三是深挖特定领域。绿家园作为一家地方性环保组织,人力、资金有限,只能守护有限区域,但通过深挖特定领域,依然能为全国性的环保事业做出自己的贡献,比如畜禽养殖水污染案等,绿家园会在系列案件基础上形成调研报告,向相关职能部门建言。

在我看来,这本案例集,给人的不只是专业知识,案例故事,更重要,还有信心。

相信微小。哪怕是一个微小的个人,也可以守护自己的家乡,哪怕是一个微小的公益组织,也可以创造历史,书中的诸多第一案,就能在环境保护上引发蝴蝶效应。

相信善意。即便社会中存在诸多让人失望之处,即便污染企业看似能在某个地方呼风唤雨,一手遮天,但在诉讼的压力和善意的润化之下,污染企业也会转变意识。

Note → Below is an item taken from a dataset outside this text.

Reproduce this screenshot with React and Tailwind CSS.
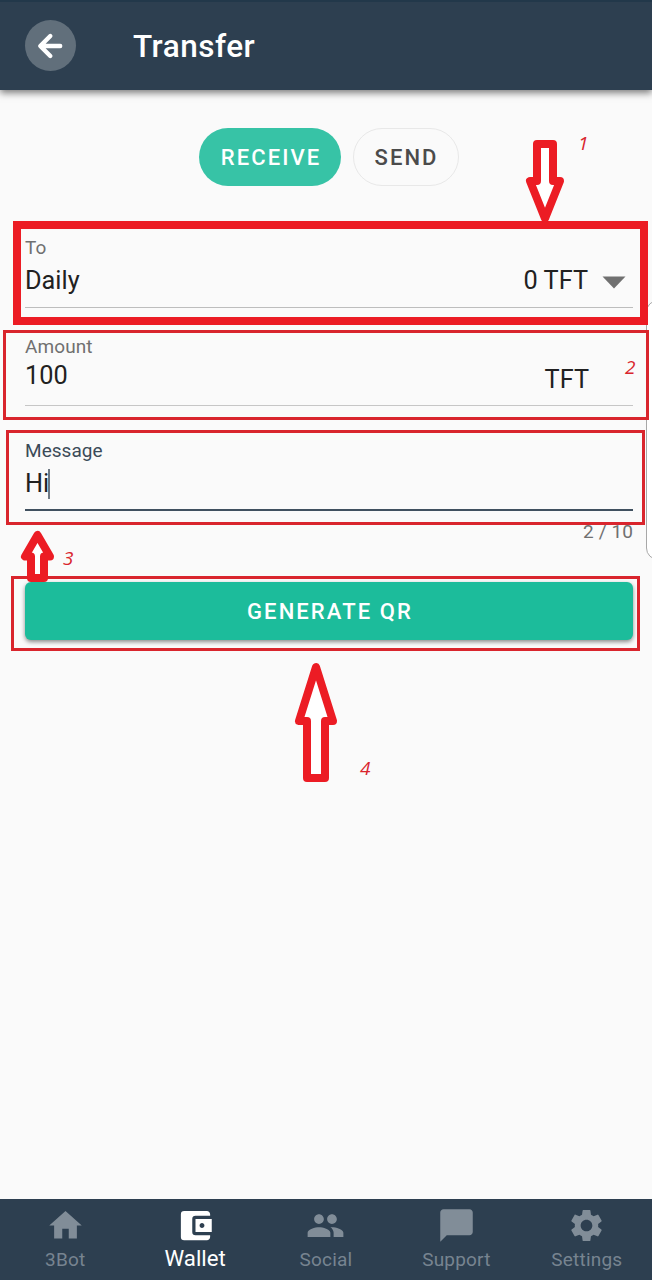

相信环境。环境是有自我修复能力的,只要给生态留出喘息之机,那它们会回报我们诸多惊喜。天会更蓝,山会更绿,消失的小动物,也会渐渐回归我们的视野。

日拱一卒,功不唐捐。这就是绿家园在做的,也是我们该做的。

访谈Interview韩邓

访问人:韩青
受访人:邓佳瑜

#问:您上周说去襄阳出差,是因为诉讼的事情吗?

答:对,因为我们在襄阳有几件事情,一个是在案例集当中的,诉七家生猪养殖场的水污染案,生态补种距离现在两年了,我们在春天去做一个回访,看看树木种的情况。另一个就是我们现在还在诉讼的案件,就是绿色金融案。武汉海事法院还有鉴定单位一同去到企业的现场,看一下当时我们起诉的排污口现在整改的一个情况,包括对还田设施建设周围的农户进行采访。
对公益诉讼来说,污染主体后续有没有进行生态修复,开展的情况如何,我们可能都要进行1~3年的一个跟踪,确保它的生态效益能够达成。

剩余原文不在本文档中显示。